In Verviers, the radicalization of the anarchist movement was observed, increasingly inclined towards positions favorable to the use of violence under the influence of Russian populism and nihilism, and which took shape in the approval of the policy of "propaganda of the deed". Hence, the congress showed its "sympathy and solidarity" with the attacks in Saint Petersburg and with the Italian insurrection in Benevento.

On the other hand, in the Congress of Verviers for the first time debate was raised between collectivist anarchism, the dominant doctrine until then in the anarchist movement - and which was based on the writings of Bakunin, who had died the previous year - and anarcho-communism defended by a new anarchist generation, including the Russian Peter Kropotkin, the Italian Errico Malatesta and the French Élisée Reclus.
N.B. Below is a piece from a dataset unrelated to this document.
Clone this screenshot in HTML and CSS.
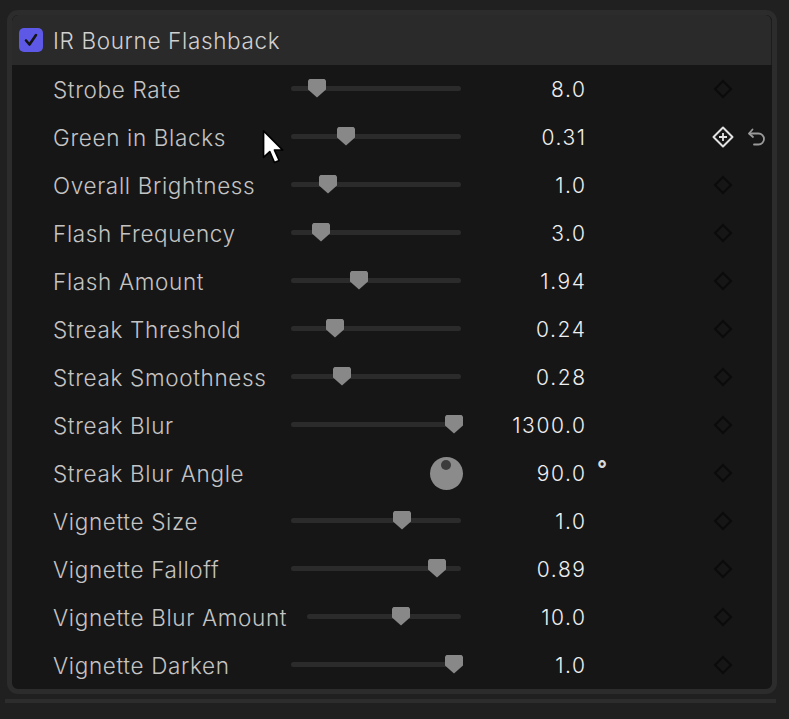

Thus, while the collectivists defended the principle "from each according to his ability, to each according to his work", anarcho-communists proposed the principle "from each according to his ability, to each according to his needs". In the Congress it was agreed after an intense debate that each Regional Federation would decide which option to follow. The Spanish Regional Federation, for example, remained faithful to collectivist anarchism, but anarcho-communism began to spread between certain federations and sections, especially in Andalusia.

The Spanish anarchist Anselmo Lorenzo wrote years later that he considered that:

The International Workingmen's Association ceased to exist materially in the Congress of Verviers [...] It was so dead in fact [...] that the Spanish Federal Commission could not exchange a single letter with the entity in charge of the international office.

=== Later years and evolutions (1877-1881) ===
The Anti-authoritarian International held its last congress in 1880. Following this congress, the next year, a number of figures from the Anti-authoritarian International, such as Peter Kropotkin and Errico Malatesta, participated in the London Congress, held in 1881 in the eponymous city. This congress decided to dismantle all visible organizational structures of the Anti-authoritarian International and adopt an insurrectionary program based on propaganda of the deed. Historiographically, this evolution gave birth to the Black International (1881-1887 ?).

==Legacy==

=== Massive ideological influence on anarchism ===
Although initially not perceived as a purely anarchist organization, the Anti-Authoritarian International gradually evolved toward these positions. During its decade of existence as the first or one of the first anarchist organizations, it developed numerous theoretical and practical principles that have since become foundational for anarchists.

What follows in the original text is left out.